Task directions »
Return the lines from the one that contains "Generate a component" through the one that contains "import React from 'react'", both included, exactly as written and with nothing added.

Available records »

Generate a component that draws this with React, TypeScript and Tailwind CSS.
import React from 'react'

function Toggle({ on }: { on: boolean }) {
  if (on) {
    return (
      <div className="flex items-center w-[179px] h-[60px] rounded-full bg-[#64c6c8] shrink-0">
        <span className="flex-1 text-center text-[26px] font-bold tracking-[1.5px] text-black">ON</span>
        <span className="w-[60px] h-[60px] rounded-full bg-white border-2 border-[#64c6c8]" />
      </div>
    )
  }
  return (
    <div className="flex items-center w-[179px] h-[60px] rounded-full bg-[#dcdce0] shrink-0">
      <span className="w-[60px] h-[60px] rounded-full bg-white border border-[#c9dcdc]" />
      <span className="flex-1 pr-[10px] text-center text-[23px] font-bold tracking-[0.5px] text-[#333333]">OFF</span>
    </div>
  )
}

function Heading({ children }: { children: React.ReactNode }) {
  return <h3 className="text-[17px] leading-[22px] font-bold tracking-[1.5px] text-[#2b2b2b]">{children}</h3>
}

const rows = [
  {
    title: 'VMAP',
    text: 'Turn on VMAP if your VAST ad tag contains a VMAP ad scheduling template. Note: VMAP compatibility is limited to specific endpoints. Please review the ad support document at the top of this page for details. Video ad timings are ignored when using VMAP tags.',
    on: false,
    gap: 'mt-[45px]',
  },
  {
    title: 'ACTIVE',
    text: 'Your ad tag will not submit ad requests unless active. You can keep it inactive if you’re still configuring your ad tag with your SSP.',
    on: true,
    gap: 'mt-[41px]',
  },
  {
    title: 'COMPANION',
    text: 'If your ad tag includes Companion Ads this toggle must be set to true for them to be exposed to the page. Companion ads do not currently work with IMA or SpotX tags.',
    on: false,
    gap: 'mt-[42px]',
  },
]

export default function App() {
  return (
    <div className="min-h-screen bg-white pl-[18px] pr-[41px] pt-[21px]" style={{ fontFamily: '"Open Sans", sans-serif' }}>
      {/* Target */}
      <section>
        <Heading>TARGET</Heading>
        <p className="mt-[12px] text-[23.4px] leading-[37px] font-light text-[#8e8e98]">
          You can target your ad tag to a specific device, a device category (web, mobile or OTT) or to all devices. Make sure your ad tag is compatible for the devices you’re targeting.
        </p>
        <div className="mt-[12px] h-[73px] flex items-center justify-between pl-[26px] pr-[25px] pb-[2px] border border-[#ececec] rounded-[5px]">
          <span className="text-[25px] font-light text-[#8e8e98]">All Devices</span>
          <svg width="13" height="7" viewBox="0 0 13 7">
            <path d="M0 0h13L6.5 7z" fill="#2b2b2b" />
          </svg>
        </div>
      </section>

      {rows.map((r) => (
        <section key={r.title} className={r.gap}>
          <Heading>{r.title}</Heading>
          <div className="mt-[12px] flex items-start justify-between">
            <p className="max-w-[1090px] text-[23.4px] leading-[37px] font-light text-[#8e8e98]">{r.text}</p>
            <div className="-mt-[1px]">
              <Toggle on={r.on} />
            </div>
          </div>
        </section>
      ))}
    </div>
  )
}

==

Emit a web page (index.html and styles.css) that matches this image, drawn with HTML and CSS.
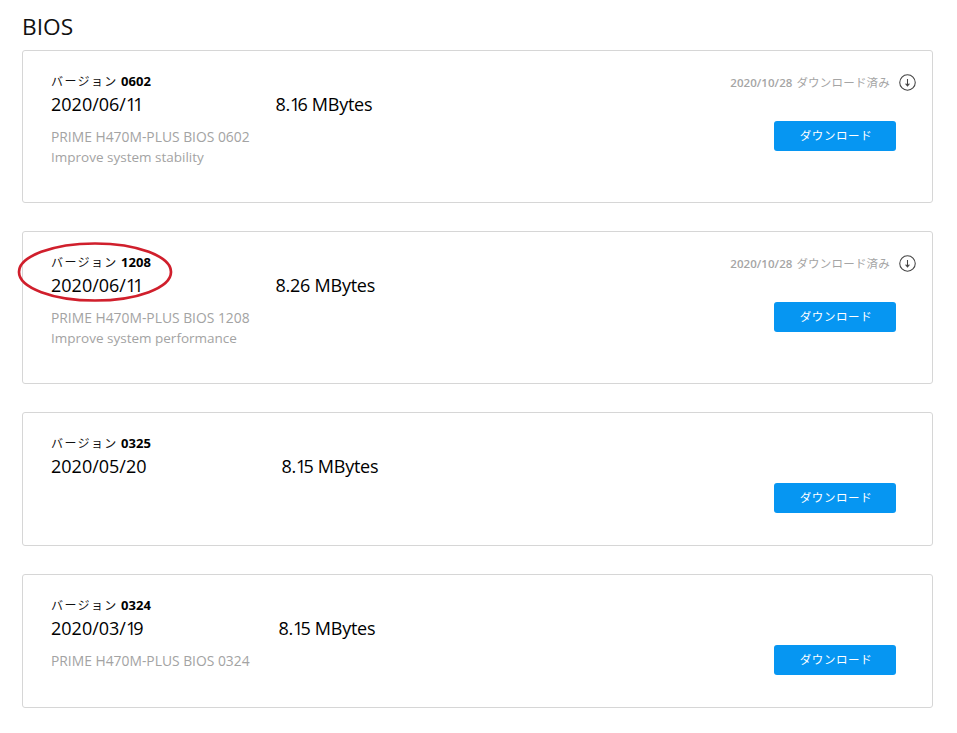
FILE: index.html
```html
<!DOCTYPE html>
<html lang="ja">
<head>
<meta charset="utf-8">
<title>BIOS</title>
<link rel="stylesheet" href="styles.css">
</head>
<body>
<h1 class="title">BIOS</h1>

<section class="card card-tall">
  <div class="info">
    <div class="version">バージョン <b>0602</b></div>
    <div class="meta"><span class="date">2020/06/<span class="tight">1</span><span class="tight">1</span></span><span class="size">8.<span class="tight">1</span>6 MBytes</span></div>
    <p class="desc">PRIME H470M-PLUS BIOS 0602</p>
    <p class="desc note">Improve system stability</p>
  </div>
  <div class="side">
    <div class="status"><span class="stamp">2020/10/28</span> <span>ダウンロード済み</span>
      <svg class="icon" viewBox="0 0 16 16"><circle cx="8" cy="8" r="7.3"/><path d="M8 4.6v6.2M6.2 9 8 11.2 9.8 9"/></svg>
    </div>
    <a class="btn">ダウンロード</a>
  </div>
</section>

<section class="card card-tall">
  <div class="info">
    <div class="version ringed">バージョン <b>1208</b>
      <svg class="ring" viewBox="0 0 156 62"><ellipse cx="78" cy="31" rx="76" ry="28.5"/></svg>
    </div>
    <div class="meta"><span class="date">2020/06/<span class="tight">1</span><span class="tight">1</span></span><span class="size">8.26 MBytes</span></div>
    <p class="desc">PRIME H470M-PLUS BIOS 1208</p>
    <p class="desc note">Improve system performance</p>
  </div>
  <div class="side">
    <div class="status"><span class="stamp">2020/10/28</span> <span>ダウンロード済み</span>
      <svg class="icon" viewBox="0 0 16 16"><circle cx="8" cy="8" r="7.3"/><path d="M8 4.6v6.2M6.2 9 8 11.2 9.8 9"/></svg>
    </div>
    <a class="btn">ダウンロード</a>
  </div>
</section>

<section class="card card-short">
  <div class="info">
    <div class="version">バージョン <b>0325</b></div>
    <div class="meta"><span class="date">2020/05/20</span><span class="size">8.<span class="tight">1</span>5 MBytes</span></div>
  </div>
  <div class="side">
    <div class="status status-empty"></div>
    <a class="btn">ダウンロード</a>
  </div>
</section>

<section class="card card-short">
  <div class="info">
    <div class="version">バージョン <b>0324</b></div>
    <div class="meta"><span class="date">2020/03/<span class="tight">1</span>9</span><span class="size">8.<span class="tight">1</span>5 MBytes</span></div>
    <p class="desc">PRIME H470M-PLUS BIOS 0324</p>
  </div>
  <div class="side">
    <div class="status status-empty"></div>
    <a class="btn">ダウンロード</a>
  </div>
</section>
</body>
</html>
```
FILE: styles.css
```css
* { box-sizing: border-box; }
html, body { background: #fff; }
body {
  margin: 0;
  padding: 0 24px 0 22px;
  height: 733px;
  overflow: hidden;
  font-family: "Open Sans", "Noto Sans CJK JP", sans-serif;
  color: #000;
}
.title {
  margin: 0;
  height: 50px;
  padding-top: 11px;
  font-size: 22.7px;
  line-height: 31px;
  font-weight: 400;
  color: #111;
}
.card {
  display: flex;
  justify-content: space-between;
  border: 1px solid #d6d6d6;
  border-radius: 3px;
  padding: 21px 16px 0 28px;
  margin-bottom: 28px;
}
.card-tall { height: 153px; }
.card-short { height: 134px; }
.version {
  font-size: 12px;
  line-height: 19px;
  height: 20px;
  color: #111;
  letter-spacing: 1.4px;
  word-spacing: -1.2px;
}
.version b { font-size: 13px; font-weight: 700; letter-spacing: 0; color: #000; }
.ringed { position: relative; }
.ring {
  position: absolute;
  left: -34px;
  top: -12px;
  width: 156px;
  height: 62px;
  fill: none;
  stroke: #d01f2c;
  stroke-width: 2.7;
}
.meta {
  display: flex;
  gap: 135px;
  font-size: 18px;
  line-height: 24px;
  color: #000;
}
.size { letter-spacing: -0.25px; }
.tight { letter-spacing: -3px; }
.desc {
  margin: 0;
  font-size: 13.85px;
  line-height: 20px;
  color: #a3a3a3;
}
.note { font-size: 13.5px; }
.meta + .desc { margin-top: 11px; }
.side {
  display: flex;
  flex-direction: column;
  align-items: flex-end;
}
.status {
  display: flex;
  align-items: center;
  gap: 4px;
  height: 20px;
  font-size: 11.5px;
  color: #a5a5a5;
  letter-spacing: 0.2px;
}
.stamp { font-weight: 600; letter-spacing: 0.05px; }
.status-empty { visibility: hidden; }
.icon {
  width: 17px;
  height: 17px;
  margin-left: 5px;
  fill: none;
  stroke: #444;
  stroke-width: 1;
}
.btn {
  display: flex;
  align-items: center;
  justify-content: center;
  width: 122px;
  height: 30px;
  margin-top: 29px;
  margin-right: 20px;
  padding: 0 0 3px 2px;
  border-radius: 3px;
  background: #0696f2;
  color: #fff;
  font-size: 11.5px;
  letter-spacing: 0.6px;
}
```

--

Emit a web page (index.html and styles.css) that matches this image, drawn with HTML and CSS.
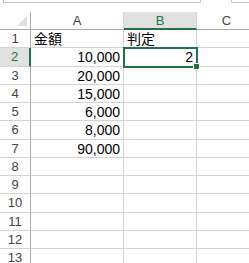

Written reply »
Generate a component that draws this with React, TypeScript and Tailwind CSS.
import React from 'react'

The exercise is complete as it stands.